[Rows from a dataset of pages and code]
────

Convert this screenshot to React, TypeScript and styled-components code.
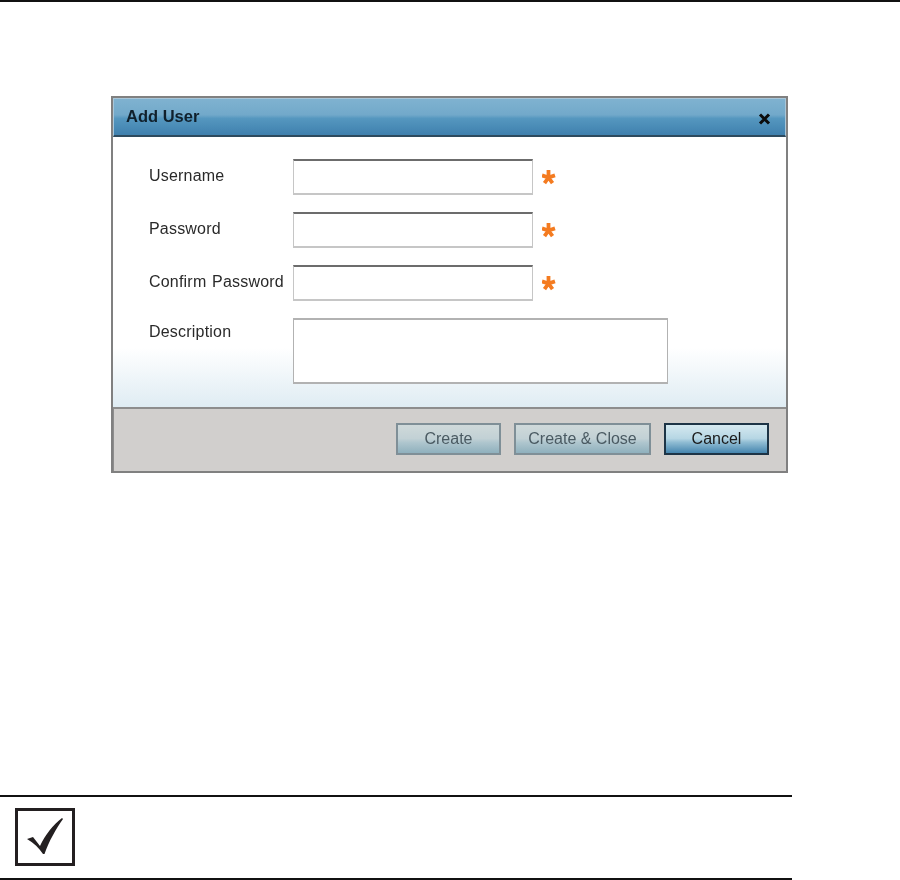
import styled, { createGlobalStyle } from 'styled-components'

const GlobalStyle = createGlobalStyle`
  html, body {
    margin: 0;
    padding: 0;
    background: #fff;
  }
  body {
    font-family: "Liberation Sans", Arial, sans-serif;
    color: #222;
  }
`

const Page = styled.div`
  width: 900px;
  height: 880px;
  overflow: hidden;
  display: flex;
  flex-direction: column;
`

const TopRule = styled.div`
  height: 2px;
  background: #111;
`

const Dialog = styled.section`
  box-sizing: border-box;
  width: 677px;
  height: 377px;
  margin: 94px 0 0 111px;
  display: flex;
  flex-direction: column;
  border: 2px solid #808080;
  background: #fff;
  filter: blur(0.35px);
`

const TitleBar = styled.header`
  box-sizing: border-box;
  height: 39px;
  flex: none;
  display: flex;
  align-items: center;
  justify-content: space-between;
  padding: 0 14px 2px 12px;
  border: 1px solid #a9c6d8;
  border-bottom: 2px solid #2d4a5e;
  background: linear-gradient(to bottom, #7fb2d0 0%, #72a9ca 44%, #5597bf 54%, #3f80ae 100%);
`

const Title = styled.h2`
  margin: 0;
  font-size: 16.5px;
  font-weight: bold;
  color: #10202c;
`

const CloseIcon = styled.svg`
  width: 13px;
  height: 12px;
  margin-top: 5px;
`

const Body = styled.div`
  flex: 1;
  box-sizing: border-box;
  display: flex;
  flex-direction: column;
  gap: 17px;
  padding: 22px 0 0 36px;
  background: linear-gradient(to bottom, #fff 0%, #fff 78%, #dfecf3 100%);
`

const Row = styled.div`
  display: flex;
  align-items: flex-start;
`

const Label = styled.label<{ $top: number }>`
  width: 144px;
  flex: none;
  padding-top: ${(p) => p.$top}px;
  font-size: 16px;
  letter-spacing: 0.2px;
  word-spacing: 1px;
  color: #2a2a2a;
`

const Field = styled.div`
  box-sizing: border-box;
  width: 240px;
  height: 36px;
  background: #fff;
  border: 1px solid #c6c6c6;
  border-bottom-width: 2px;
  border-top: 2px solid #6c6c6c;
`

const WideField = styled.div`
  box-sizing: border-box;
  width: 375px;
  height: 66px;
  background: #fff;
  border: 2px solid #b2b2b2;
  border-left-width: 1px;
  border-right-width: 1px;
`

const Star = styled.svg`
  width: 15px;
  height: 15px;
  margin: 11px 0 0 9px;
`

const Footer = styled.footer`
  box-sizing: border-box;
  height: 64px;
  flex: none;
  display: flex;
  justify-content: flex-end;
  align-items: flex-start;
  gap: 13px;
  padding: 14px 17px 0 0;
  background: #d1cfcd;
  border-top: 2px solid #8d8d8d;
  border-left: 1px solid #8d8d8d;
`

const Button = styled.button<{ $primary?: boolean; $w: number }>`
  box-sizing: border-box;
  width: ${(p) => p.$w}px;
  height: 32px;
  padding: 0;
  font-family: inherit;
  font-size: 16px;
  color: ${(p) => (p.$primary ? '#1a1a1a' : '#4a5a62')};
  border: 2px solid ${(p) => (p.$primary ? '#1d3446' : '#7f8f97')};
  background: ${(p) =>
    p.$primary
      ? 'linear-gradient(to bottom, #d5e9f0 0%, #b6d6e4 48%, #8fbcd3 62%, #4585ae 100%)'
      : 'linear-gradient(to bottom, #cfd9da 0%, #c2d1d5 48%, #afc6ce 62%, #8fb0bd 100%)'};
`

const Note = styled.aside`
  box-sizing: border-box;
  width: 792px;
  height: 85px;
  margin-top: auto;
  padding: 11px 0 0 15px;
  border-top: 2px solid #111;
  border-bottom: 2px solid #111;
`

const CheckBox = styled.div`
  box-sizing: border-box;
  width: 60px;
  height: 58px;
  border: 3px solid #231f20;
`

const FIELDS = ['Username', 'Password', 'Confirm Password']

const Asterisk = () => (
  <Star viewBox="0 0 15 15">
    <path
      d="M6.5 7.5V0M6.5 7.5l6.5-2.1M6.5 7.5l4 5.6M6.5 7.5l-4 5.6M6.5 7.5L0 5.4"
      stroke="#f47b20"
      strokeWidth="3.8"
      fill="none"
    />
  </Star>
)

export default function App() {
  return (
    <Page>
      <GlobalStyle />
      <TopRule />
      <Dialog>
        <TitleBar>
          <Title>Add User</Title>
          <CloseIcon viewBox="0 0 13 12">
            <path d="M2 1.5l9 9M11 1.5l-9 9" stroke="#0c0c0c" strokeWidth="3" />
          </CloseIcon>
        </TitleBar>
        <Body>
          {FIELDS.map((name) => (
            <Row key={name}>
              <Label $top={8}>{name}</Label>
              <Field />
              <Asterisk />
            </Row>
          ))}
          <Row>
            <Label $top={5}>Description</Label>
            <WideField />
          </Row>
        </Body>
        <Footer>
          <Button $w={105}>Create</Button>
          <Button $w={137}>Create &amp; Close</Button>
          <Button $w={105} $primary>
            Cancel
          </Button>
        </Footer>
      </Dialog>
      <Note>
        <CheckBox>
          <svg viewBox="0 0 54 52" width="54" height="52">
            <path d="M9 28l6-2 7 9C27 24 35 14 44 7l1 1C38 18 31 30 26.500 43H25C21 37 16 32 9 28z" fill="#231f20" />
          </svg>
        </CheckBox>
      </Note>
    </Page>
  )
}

────

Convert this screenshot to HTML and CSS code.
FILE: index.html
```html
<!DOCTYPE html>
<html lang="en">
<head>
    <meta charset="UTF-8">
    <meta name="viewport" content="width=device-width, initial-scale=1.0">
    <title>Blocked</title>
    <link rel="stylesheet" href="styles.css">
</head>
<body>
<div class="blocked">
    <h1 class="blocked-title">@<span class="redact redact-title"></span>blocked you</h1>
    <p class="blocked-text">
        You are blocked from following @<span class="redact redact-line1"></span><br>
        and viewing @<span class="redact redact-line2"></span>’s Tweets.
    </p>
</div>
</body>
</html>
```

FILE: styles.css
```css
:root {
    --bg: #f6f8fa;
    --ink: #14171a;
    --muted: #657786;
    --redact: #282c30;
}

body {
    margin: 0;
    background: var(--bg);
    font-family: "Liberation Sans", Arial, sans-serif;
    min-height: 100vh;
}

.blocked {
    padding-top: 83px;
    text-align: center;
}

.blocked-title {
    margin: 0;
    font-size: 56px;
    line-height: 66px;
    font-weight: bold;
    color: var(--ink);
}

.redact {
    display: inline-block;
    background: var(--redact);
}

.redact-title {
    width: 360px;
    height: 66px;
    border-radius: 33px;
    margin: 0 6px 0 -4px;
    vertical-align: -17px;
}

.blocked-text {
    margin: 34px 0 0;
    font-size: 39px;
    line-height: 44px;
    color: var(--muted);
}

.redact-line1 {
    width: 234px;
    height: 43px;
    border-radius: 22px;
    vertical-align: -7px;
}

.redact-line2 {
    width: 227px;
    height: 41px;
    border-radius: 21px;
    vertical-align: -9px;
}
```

────

(WHAT TO WORK ON):
Examine the listing and say how many of its lines contain the string "components". Give the number alone.

(WORKED ANSWER):
2